Search the data for the word "full" and copy every line where it occurs.

'''

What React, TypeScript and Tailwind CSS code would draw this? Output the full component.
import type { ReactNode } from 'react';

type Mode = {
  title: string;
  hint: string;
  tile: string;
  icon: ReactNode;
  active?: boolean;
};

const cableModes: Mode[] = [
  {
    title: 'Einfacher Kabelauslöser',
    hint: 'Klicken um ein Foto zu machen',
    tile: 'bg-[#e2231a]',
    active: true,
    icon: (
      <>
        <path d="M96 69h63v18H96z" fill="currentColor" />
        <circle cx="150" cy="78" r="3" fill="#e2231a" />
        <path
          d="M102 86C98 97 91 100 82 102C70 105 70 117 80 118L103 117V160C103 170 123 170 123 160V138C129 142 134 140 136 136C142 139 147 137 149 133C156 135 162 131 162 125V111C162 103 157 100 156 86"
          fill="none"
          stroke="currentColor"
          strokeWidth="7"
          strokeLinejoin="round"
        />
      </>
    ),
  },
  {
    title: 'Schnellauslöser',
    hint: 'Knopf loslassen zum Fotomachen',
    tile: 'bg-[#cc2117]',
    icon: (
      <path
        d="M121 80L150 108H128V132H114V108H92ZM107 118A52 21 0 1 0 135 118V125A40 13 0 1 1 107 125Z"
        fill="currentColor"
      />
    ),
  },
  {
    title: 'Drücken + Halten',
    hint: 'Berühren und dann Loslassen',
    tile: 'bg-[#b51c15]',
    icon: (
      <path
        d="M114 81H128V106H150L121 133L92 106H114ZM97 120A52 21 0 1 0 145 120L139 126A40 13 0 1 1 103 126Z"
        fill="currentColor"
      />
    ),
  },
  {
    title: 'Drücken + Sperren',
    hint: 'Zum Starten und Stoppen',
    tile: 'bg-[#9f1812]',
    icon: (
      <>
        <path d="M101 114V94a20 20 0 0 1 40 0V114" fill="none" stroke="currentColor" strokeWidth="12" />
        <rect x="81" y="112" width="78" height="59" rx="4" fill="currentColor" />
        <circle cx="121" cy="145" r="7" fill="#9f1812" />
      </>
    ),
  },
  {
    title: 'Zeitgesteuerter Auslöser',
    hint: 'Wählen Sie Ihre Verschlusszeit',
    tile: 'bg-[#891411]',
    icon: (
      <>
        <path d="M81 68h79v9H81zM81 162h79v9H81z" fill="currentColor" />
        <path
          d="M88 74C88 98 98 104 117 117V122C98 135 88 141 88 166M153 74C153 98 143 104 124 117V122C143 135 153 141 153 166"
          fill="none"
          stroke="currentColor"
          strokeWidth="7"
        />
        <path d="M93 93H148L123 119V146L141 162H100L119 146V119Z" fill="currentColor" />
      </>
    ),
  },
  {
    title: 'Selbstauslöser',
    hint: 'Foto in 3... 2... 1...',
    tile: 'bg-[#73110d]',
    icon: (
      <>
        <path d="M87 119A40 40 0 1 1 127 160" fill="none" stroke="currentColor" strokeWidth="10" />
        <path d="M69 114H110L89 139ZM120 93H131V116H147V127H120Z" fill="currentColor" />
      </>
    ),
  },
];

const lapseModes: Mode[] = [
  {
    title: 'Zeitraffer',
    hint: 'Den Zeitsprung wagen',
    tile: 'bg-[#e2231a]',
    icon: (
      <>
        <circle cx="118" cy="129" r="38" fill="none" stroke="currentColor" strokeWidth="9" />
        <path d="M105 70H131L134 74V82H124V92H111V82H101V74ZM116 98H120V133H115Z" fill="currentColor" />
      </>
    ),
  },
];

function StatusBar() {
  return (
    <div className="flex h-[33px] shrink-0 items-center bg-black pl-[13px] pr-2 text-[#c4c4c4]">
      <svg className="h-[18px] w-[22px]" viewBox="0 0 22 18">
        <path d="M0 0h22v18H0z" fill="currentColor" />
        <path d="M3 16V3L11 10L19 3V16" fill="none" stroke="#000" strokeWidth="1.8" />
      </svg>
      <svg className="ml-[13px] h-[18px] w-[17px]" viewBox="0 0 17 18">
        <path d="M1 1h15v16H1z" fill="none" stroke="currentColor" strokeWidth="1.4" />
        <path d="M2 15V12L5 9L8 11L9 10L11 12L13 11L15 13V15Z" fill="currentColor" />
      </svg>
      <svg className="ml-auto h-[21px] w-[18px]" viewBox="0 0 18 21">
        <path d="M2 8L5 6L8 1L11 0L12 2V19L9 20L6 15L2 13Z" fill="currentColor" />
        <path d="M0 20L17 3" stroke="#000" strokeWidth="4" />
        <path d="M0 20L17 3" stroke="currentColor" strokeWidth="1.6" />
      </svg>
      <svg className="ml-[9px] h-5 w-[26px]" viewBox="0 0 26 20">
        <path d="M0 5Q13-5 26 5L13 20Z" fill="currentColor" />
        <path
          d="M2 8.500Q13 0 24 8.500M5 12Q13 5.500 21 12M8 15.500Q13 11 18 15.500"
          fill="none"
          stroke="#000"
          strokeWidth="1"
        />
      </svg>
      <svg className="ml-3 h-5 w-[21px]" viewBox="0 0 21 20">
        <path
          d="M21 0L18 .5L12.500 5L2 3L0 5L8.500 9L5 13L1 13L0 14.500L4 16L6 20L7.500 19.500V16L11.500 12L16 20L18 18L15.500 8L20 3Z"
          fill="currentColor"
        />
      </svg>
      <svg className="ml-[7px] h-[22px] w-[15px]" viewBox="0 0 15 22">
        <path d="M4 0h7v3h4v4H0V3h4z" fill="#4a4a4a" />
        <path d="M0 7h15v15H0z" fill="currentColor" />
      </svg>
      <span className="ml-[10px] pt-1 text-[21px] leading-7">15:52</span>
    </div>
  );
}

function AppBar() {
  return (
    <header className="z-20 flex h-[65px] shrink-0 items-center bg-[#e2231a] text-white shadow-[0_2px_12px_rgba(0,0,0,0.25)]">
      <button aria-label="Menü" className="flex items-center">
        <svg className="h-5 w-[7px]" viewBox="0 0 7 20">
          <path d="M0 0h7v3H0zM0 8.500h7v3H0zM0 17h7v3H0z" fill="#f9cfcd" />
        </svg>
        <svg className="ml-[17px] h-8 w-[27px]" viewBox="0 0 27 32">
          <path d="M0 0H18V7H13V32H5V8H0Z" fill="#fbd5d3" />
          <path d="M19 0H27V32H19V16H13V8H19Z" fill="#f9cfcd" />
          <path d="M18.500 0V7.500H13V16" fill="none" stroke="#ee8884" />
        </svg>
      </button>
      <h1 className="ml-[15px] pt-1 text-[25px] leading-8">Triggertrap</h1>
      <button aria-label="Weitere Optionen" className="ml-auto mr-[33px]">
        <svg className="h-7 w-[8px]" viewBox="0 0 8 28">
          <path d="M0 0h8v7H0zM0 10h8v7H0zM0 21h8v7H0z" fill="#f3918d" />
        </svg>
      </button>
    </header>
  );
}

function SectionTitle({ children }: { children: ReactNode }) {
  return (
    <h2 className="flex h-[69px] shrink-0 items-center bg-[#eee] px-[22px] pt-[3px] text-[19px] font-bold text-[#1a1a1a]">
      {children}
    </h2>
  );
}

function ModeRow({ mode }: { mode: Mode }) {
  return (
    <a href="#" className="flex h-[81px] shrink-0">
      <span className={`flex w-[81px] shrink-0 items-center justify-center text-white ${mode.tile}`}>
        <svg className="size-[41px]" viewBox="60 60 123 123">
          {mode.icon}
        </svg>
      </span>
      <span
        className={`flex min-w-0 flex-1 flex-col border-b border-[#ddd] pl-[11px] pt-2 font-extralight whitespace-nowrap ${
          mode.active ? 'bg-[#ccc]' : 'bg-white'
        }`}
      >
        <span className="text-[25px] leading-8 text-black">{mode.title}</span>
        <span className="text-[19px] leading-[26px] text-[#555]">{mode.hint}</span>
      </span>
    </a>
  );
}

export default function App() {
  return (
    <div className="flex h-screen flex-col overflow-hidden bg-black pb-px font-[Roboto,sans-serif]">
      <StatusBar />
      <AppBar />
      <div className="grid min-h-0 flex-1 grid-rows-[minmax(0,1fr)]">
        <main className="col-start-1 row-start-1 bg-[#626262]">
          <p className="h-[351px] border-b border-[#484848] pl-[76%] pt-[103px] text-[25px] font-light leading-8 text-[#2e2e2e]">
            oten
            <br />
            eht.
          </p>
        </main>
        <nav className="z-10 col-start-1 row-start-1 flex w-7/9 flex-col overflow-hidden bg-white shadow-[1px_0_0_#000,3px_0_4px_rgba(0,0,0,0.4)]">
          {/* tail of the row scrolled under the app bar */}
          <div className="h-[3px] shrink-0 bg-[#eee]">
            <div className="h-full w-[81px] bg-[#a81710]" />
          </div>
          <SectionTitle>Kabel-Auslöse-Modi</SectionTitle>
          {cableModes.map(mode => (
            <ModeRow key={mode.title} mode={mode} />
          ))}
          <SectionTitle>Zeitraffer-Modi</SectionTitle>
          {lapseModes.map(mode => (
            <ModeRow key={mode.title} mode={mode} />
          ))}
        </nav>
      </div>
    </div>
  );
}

'''

● **RESPONSE FOR THIS EXERCISE**
What React, TypeScript and Tailwind CSS code would draw this? Output the full component.
            <div className="h-full w-[81px] bg-[#a81710]" />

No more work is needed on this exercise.